Au moment même où l’on commence à s’installer confortablement dans ce cocon que l’auteur nous a créé, coup de théâtre, une visite indésirable vient sonner le glas de notre retraite, porteuse de message intrigant et menaçant : « Pour Fermin Romero de Torres, qui est revenu d’entre les morts et détient les clés du futur ».
Peu à peu, les secrets se dévoilent et remontent à la surface, telles des bulles de savon. Un coup de pied a frappé la fourmilière qui s’agite et se bouscule auprès de Fermin, destinataire de l’étrange dédicace, en s’interrogeant sur la nature de cette intrusion et sur l’implication de ce dernier ce retournement chaotique.
Alors que Fermin apparaît dès le début du récit comme un trublion pétillant et cynique, au verbe impeccable, la venue du mystérieux messager le renvoie dans les tréfonds peu glorieux d’un passé douloureux, à l’occasion duquel l’accent est mis sur une facette plus sombre de sa personnalité et sur la découverte d’un monde littéraire enfoui, de mensonges qu’il pensait étouffés à jamais.
Pour Résumer...
Ce que j’ai trouvé absolument délicieux dans l’écriture de Carlos Ruiz Zafon réside dans cette facilité qu’il arbore à ramener la langue (dans tous ses états) et ses nombreux paysages au devant de la scène, une quête honorable et une réhabilitation heureuse qui se fait de temps à autres au prix de quelque sacrifice syntaxique.

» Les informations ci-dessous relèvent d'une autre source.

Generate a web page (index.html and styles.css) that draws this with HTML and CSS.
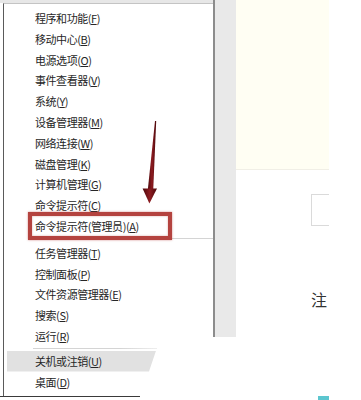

Cet amoureux des livres et des classiques évanouis dans les gouffres de la mémoire collective, prône son engouement pour le monde papier avec une insolence presque indécelable.

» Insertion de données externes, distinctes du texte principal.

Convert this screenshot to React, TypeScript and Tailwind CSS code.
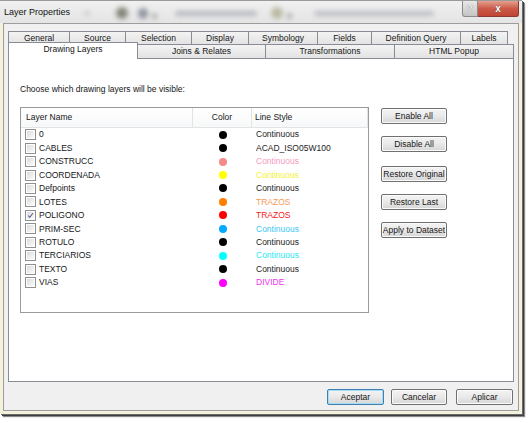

On ne peut pas passer à côté de son émerveillement face à ces vieilles librairies secrètes, recelant mille trésors, ce plaisir du dénicheur compulsif. On prend plaisir à se laisser entraîner sur les traces d’écrivains fantasques, réels ou non au travers des ruelles animées de Barcelona.
Tout n’est que poésie susurrée et parfois simplement suggérée. Une ode à l’amour véritable de la littérature romanesque.